Worker could not log on to database
By Gary Fineout
Associated Press

TALLAHASSEE, Fla. — For more than a year, Florida failed to do national background checks that could have disqualified people from gaining a permit to carry a concealed weapon.

The lapse, revealed in an internal state report, occurred during a period when there was a surge in the number of people seeking permission to legally carry a concealed weapon in the state.

Florida does not allow the open carry of weapons, but more than 1.9 million people have permits to carry guns and weapons in public if they are concealed.

An inspector general’s report, not widely known until Friday, said the state Division of Licensing failed to check the National Instant Criminal Background Check System from February 2016 to March 2017. The report was sent in June 2017 to the agency that oversees the program.

The state ultimately revoked 291 permits and fired an employee who was blamed for the lapse.The Tampa Bay Times was the first to publish information about the report.

Agriculture Commissioner Adam Putnam, a Republican running for governor who has touted his efforts to make it easier for people to obtain concealed-weapons permits, said the state did conduct its own criminal background checks on those applying for permits during that time period.

Putnam blamed the problem on the negligence of an employee in the Division of Licensing, which is part of the Agriculture Department.

The final report issued in June 2017 states that an employee in the Division of Licensing did not run applications through the national system because she couldn’t log into the database. The employee is quoted in the report as saying that she ‘‘dropped the ball.’’

The Times interviewed the employee, Lisa Wilde, who told them she was working in the mailroom when she was given oversight of the database.

‘‘I didn’t understand why I was put in charge of it,’’ Wilde told the newspaper.

‘‘The former employee was both deceitful and negligent, and we immediately launched an investigation and implemented safeguards to ensure this never happens again,’’ Putnam said.

McKinley Lewis, a spokesman for Republican Governor Rick Scott, said the governor’s office was never provided a copy of the inspector general’s report.

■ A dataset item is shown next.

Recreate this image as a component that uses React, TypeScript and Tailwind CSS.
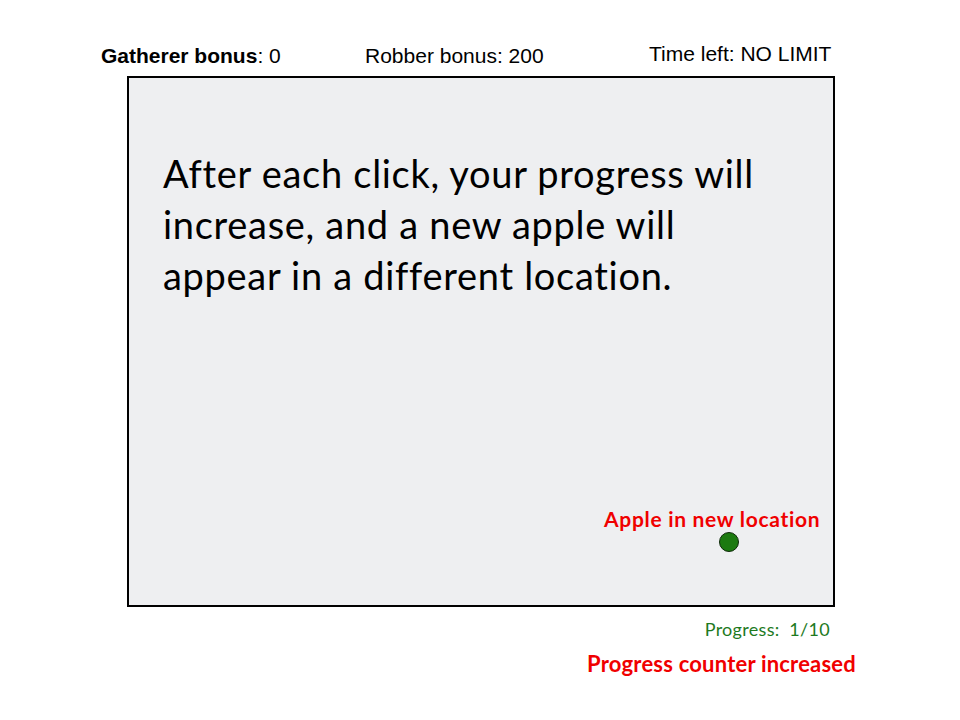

Democrats and gun control advocates criticized Putnam over the incident and said he should resign. Putnam has raised the ire of gun control advocates for his proclamation last year that he was a ‘‘proud NRA sellout’’ who supports the National Rifle Association.

He also said that he would not have signed the new gun and school safety law enacted by the Florida Legislature in the aftermath of the shooting at Marjory Stoneman Douglas High School in Parkland.

The state used the national system to see if there were reasons such as mental illness or drug addictions that should prevent someone from being issued a concealed-weapons permit.

But in March 2017 an investigation was triggered after a state employee noted that the state was not getting any correspondence from people whose applications had been rejected due to information gleaned from the national database.